October 2019 will mark the 10th anniversary of the first DevOpsDays, where the term “DevOps” began to catch on. In the world of information technology, 10 years is a long time and it is quite evident based on the amount of change that has transpired since then. To name a few, we have seen the maturing of CI/CD automation and many innovations such as application release automation, containers, cloud infrastructure orchestration, DevSecOps, DevOps database, DevOps governance and micro-services.
These innovations have become part of “mainstream DevOps.” This evolution is continuing with AIOps, machine learning, value stream management and others. Each of these innovations has made DevOps not only more powerful but also more complex.
As a consultant working on DevOps projects through their life cycle, I have learned that complexity can plague the success of DevOps within an organization. Complexity cannot be avoided, as DevOps is complex and will likely continue to be. However, the key to avoiding failure through your DevOps journey is to engage the complexity by using DevOps tenets to implement DevOps. Do not try to boil the ocean. Instead, at each leg in the journey, take inventory of where you are in terms of current goals, state and best practices. Fine-tune your direction and build your solution using proven continuous delivery methods.

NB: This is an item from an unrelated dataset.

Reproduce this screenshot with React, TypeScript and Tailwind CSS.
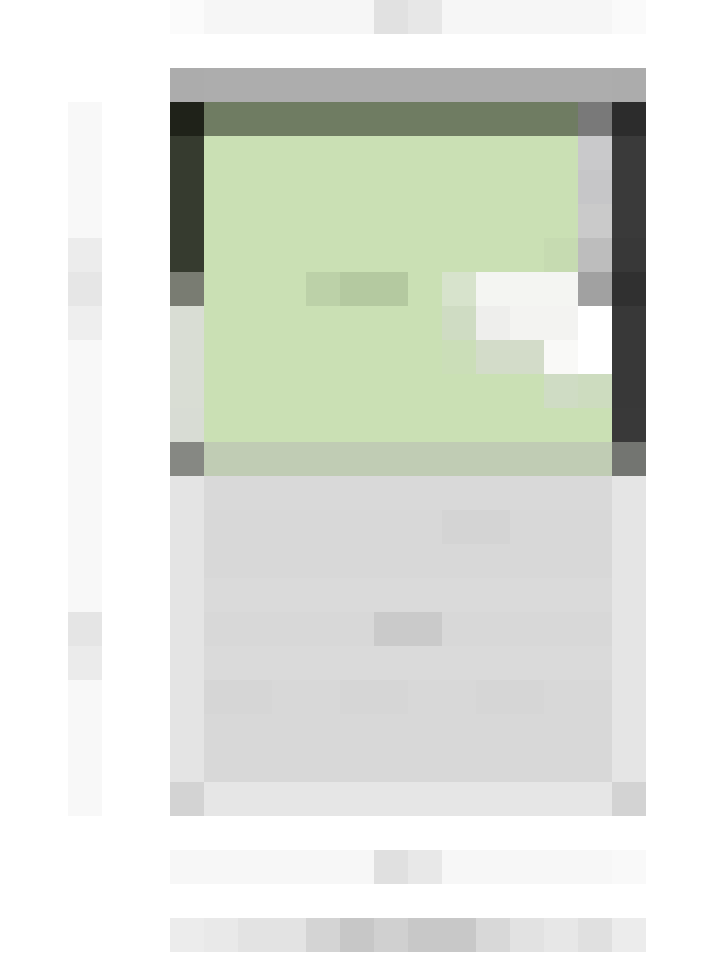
import React from "react";

type Seg = [string, number];

const G = "bg-[#cae0b4]";
const GR = "bg-[#d8d8d8]";

const topBar: Seg[] = [
  ["bg-[#fbfbfb]", 1],
  ["bg-[#f6f6f6]", 5],
  ["bg-[#e1e1e1]", 1],
  ["bg-[#e7e7e7]", 1],
  ["bg-[#f6f6f6]", 5],
  ["bg-[#fafafa]", 1],
];

const cardRows: Seg[][] = [
  [["bg-[#acacac]", 1], ["bg-[#adadad]", 12], ["bg-[#acacac]", 1]],
  [["bg-[#1f2219]", 1], ["bg-[#6f7c62]", 11], ["bg-[#797979]", 1], ["bg-[#2c2c2c]", 1]],
  [["bg-[#363b2f]", 1], [G, 11], ["bg-[#c9c9cb]", 1], ["bg-[#3a3a3a]", 1]],
  [["bg-[#363b2f]", 1], [G, 11], ["bg-[#c6c6c8]", 1], ["bg-[#3a3a3a]", 1]],
  [["bg-[#363b2f]", 1], [G, 11], ["bg-[#cacaca]", 1], ["bg-[#3a3a3a]", 1]],
  [["bg-[#363b2f]", 1], [G, 10], ["bg-[#c6dbb1]", 1], ["bg-[#bdbdbd]", 1], ["bg-[#383838]", 1]],
  [
    ["bg-[#797c72]", 1],
    [G, 3],
    ["bg-[#bcd1a8]", 1],
    ["bg-[#b4c9a0]", 2],
    [G, 1],
    ["bg-[#d7e3cc]", 1],
    ["bg-[#f4f5f2]", 3],
    ["bg-[#a1a1a1]", 1],
    ["bg-[#303030]", 1],
  ],
  [
    ["bg-[#d9ddd4]", 1],
    [G, 7],
    ["bg-[#cfdcc3]", 1],
    ["bg-[#eeeeec]", 1],
    ["bg-[#f3f3f1]", 2],
    ["bg-[#ffffff]", 1],
    ["bg-[#383838]", 1],
  ],
  [
    ["bg-[#d9ddd4]", 1],
    [G, 7],
    ["bg-[#cbdeb8]", 1],
    ["bg-[#d3dcc9]", 2],
    ["bg-[#f9f9f7]", 1],
    ["bg-[#ffffff]", 1],
    ["bg-[#383838]", 1],
  ],
  [["bg-[#d9ddd4]", 1], [G, 10], ["bg-[#cfdcc4]", 1], ["bg-[#cddcbf]", 1], ["bg-[#383838]", 1]],
  [["bg-[#d8dcd4]", 1], [G, 12], ["bg-[#393939]", 1]],
  [["bg-[#868883]", 1], ["bg-[#c0ccb4]", 12], ["bg-[#737571]", 1]],
  [["bg-[#e4e4e4]", 1], ["bg-[#d9d9d9]", 12], ["bg-[#e5e5e5]", 1]],
  [["bg-[#e4e4e4]", 1], [GR, 7], ["bg-[#d4d4d4]", 2], [GR, 3], ["bg-[#e5e5e5]", 1]],
  [["bg-[#e4e4e4]", 1], [GR, 12], ["bg-[#e5e5e5]", 1]],
  [["bg-[#e4e4e4]", 1], ["bg-[#dadada]", 12], ["bg-[#e5e5e5]", 1]],
  [["bg-[#e4e4e4]", 1], [GR, 5], ["bg-[#cacaca]", 2], [GR, 5], ["bg-[#e5e5e5]", 1]],
  [["bg-[#e4e4e4]", 1], ["bg-[#dadada]", 12], ["bg-[#e5e5e5]", 1]],
  [["bg-[#e4e4e4]", 1], ["bg-[#d6d6d6]", 2], [GR, 2], ["bg-[#d6d6d6]", 2], [GR, 2], ["bg-[#d6d6d6]", 2], [GR, 2], ["bg-[#e5e5e5]", 1]],
  [["bg-[#e4e4e4]", 1], [GR, 12], ["bg-[#e5e5e5]", 1]],
  [["bg-[#e4e4e4]", 1], [GR, 12], ["bg-[#e5e5e5]", 1]],
  [["bg-[#d3d3d3]", 1], ["bg-[#e6e6e6]", 12], ["bg-[#d3d3d3]", 1]],
];

const midBar: Seg[] = [
  ["bg-[#f7f7f7]", 6],
  ["bg-[#e0e0e0]", 1],
  ["bg-[#e8e8e8]", 1],
  ["bg-[#f7f7f7]", 5],
  ["bg-[#f9f9f9]", 1],
];

const bottomBar: Seg[] = [
  ["bg-[#ececec]", 1],
  ["bg-[#e9e9e9]", 1],
  ["bg-[#e3e3e3]", 2],
  ["bg-[#d4d4d4]", 1],
  ["bg-[#c7c7c7]", 1],
  ["bg-[#d0d0d0]", 1],
  ["bg-[#c8c8c8]", 2],
  ["bg-[#d8d8d8]", 1],
  ["bg-[#e2e2e2]", 1],
  ["bg-[#e7e7e7]", 1],
  ["bg-[#e0e0e0]", 1],
  ["bg-[#ececec]", 1],
];

const strip: string[] = [
  "bg-[#f8f8f8]", "bg-[#f8f8f8]", "bg-[#f8f8f8]", "bg-[#f8f8f8]",
  "bg-[#ececec]", "bg-[#e6e6e6]", "bg-[#eeeeee]",
  "bg-[#f8f8f8]", "bg-[#f8f8f8]", "bg-[#f8f8f8]", "bg-[#f8f8f8]",
  "bg-[#f8f8f8]", "bg-[#f8f8f8]", "bg-[#f8f8f8]", "bg-[#f8f8f8]",
  "bg-[#e5e5e5]", "bg-[#ebebeb]",
  "bg-[#f8f8f8]", "bg-[#f8f8f8]", "bg-[#f8f8f8]", "bg-[#f8f8f8]",
];

function Row({ segs }: { segs: Seg[] }) {
  return (
    <div className="flex h-[34px]">
      {segs.map(([cls, n], i) => (
        <div key={i} className={`${cls} h-[34px] shrink-0`} style={{ width: n * 34 }} />
      ))}
    </div>
  );
}

export default function App() {
  return (
    <div className="w-[720px] h-[960px] bg-white flex overflow-hidden">
      <div className="w-[68px] shrink-0" />
      <div className="w-[34px] shrink-0 flex flex-col pt-[102px]">
        {strip.map((c, i) => (
          <div key={i} className={`${c} h-[34px]`} />
        ))}
      </div>
      <div className="w-[68px] shrink-0" />
      <div className="w-[476px] shrink-0 flex flex-col">
        <Row segs={topBar} />
        <div className="h-[34px]" />
        <div className="flex flex-col">
          {cardRows.map((r, i) => (
            <Row key={i} segs={r} />
          ))}
        </div>
        <div className="h-[34px]" />
        <Row segs={midBar} />
        <div className="h-[34px]" />
        <Row segs={bottomBar} />
      </div>
    </div>
  );
}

The 27-Factor Assessment Model
A comprehensive yet efficient assessment of your current state is key for ensuring complexity has not gotten out of hand and the organization is focused on success criteria that meet the needs of the business.
I use a 27-factor assessment model. The factors are the cross-product of current best practices for three dimensions (people, process and technology) with nine pillars.
A Scope of the 9 Pillars
Leadership: Gain insight and understanding of your leadership practices and how leadership can improve DevOps adoption and performance.
Culture: Identify opportunities to improve cross-functional collaboration and communication across your organization.
Application Development (or Design for DevOps): A practical analysis of application development practices identifies improvements for your DevOps performance.
Continuous Integration: Analysis of branching and software integration workflows and tools identifies bottlenecks and improvements for builds and packaging processes.
Continuous Testing: Analysis of end-to-end software testing, verification workflows and tools identifies bottlenecks and improvements for accelerating testing while improving the coverage and quality of tests.
Infrastructure on Demand (or Elastic Infrastructure): Analysis of systems and services for orchestrating and hosting applications and DevOps workloads provides insights to improve performance and utilization of resources.
Continuous Monitoring: Analysis of end-to-end monitoring workflows and tools for applications, releases metrics and infrastructure provides improved visibility for all business and technical stakeholders.
Continuous Security: Analysis of security practices and tools identifies opportunities to integrate security practices into the continuous delivery pipeline.
Continuous Delivery/Deployment: Analysis of delivery and deployment practices identifies improvements for safer, faster and more efficient releases.
Each combination of pillar and dimension has associated best practices used to score relevance and current state relative a DevOps goal agreed by the organization. Here is an example of the continuous security pillar.
The 27-factor assessment for an application is an important input to a future state value-stream map workshop. The value-stream map is then transformed into a road map and implementation plan.
This assessment approach is thorough and yields results that are usually accepted by stakeholders because they are involved in the process at each step. The result is aligned to their priorities and goals and the solution road map is directly traceable to stakeholder inputs. The approach is flexible enough to evolve over time and can be customized to suit the priorities of an organization. For those that argue that 27 factors are too many and too complex, I must say the complexity of DevOps itself requires a comprehensive assessment approach.
In this article, I described a comprehensive, efficient and evolvable assessment approach that uses 27 critical success factors for assessing DevOps applications. While DevOps offers immense value for software development, delivery and deployment, a rigorous and thorough assessment with up-to-date best practices are essential to accomplish DevOps goals. Each organization is different and has different DevOps goals and requirements. The changes to the three dimensions vary according to the results of each DevOps assessment.